I've been thinking a lot lately about the idea of actually going home. I have about 3.5 months until I get on a bus or in a car to Istanbul and finish my time living in Armenia. I don't say that I'll be leaving Armenia for the last time, because I don't think that's in any way true; I have no doubt that I will return to visit in the future, though I will almost certainly never again live here. This knowledge of an impending finish weighs on me--in a good way--and constantly brings me to try to understand what two years here has meant. This is no simple task; I think it's impossible for anyone to understand what two years of their life means to them in a way that is both meaningful and short. I know that I'll have to come up with something to tell people that can be distilled into about 30 seconds-1 minute, either for jobs or for friends, because realistically most people aren't actually interested or don't have the time to hear me talk for hours about my Peace Corps experience. If I think it's difficult to conceive of this experience myself, it's almost impossible for anyone who hasn't done it, or something similar, to really grasp what it's like.
But this post isn't really about getting other people to conceive of it. That's some part of what this whole blog is about, though I haven't been terribly dutiful in recounting the vast majority of my experiences (something for which I am regretful of, but I am simply unable to get myself to keep a journal, either on paper or on the internet, that is regular and thoughtful). This is more about trying to think a bit more for myself about what all of this has been about.
I find myself especially cognizant of this problem because I just passed my second birthday in Armenia. One of the ways in which I initially thought of my Peace Corps experience was in how old I would be when I got out of Peace Corps. It was really the only way in which I could meaningfully understand what I was about to get myself into, and so the idea that I went in at the age of 24 and will come out at the age of 26 is still very powerful in a nebulous sort of way (in that while it does set at least some boundaries on a time frame for the experience, it lacks any sort of qualitative understanding). When I actually turned 26 on Friday, the idea of two years really hit me again, because two years is both a long time and a short time in relative terms. This will be the longest time I've been employed in the same organization since high school (during which I worked at a hardware store for about 2.5 years or so), but only half the amount of time I spent working towards a degree in college; two years in a life that will be many times that long is practically nothing, but the sheer amount of different experiences and perspectives I've had makes these two years incredibly substantial and formative for the course of that life.
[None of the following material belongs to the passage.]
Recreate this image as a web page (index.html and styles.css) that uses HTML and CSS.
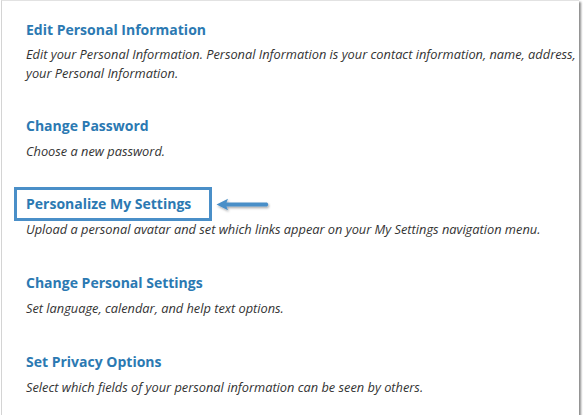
FILE: index.html
```html
<!DOCTYPE html>
<html>
<head>
<meta charset="utf-8">
<link rel="stylesheet" href="styles.css">
</head>
<body>
<div class="frame">
  <div class="item first">
    <div class="title">Edit Personal Information</div>
    <div class="desc">Edit your Personal Information. Personal Information is your contact information, name, address, your Personal Information.</div>
  </div>
  <div class="item">
    <div class="title">Change Password</div>
    <div class="desc">Choose a new password.</div>
  </div>
  <div class="item highlighted">
    <div class="title-wrap">
      <div class="title boxed">Personalize My Settings</div>
      <svg class="arrow" width="60" height="18" viewBox="0 0 60 18">
        <defs>
          <filter id="sh" x="-20%" y="-50%" width="140%" height="200%">
            <feDropShadow dx="1" dy="1.5" stdDeviation="1" flood-color="#000" flood-opacity="0.35"/>
          </filter>
        </defs>
        <g filter="url(#sh)">
          <path d="M1.5 8.5 L13 2.8 L11.5 6.6 L52 6.4 Q54.5 8.5 52 10.6 L11.5 10.4 L13 14.2 Z" fill="#4a8fc8"/>
        </g>
      </svg>
    </div>
    <div class="desc">Upload a personal avatar and set which links appear on your My Settings navigation menu.</div>
  </div>
  <div class="item after">
    <div class="title">Change Personal Settings</div>
    <div class="desc">Set language, calendar, and help text options.</div>
  </div>
  <div class="item after">
    <div class="title">Set Privacy Options</div>
    <div class="desc">Select which fields of your personal information can be seen by others.</div>
  </div>
</div>
</body>
</html>
```
FILE: styles.css
```css
html, body {
  margin: 0;
  padding: 0;
  background: #fff;
}
.frame {
  margin-left: 1px;
  width: 578px;
  height: 415px;
  border-left: 1px solid #d4d4d4;
  border-top: 1px solid #e2e2e2;
  box-shadow: 2px 2px 2px rgba(0, 0, 0, 0.45);
  background: #fff;
  padding: 0 0 0 24px;
  box-sizing: border-box;
  font-family: "Open Sans", sans-serif;
  display: flex;
  flex-direction: column;
}
.item {
  display: flex;
  flex-direction: column;
}
.item.first {
  margin-top: 19px;
}
.item + .item {
  margin-top: 33px;
}
.item.after {
  margin-top: 34px;
}
.title {
  font-size: 14px;
  font-weight: 700;
  color: #2b79b2;
  line-height: 20px;
}
.desc {
  margin-top: 6px;
  font-size: 12.8px;
  font-style: italic;
  color: #333;
  line-height: 19px;
  padding-right: 2px;
}
.first .desc {
  margin-top: 5px;
}
.title-wrap {
  position: relative;
  display: flex;
  align-items: center;
  margin-left: -12px;
  margin-top: -7px;
  margin-bottom: -7px;
}
.title.boxed {
  border: 3px solid #4a8fc8;
  padding: 4px 18px 4px 9px;
}
.arrow {
  margin-left: 3px;
  margin-top: 2px;
}
```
I've found it useful in the past to think of my life as being composed of a series of several different lives. By my count, I've lived about 4.5 different lives at this point, demarcated by times in which my life changed drastically enough to provide an entirely different and new set of experiences, friends, and perspectives. The first life for me was composed of the time I could begin remembering up to the time that my parents stopped working at the fishing resort in Canada (this was so important because my brother and I, and my parents, of course, spent all summer long up at the resort, and so my brother and I relied heavily on each other for friendship and fun, seeing as there were no other kids there long term); the second was from that point in time up until the end of high school and leaving for college (again, this is important because summer time is so central to a kid's life, and being in Idaho for the summer meant a whole new slew of experiences and friendships); the duration of college until graduation; the abortive half a life in which I went off and worked on campaigns for a period of time, which opened my world up in ways that are very important for me, but which I stopped short by going back and finishing up a second degree after the campaign season was over; and of course these two years of Peace Corps. All these experiences have been so vastly different, and so incredibly formative, including entirely new sets of friends and major changes in how I think about my world. In the context of a separate lifetime, it's a daunting task to try to conceive of my experience here, because there has been so much that has happened during it.
At this point, it seems I've talked a lot about how to frame the challenge, but have not been terribly substantive in actually beginning to distill this experience. But I guess this is at least a first step. This will likely be the challenge of the rest of my posts to this blog, as it will be to the remaining 3.5 months of my service.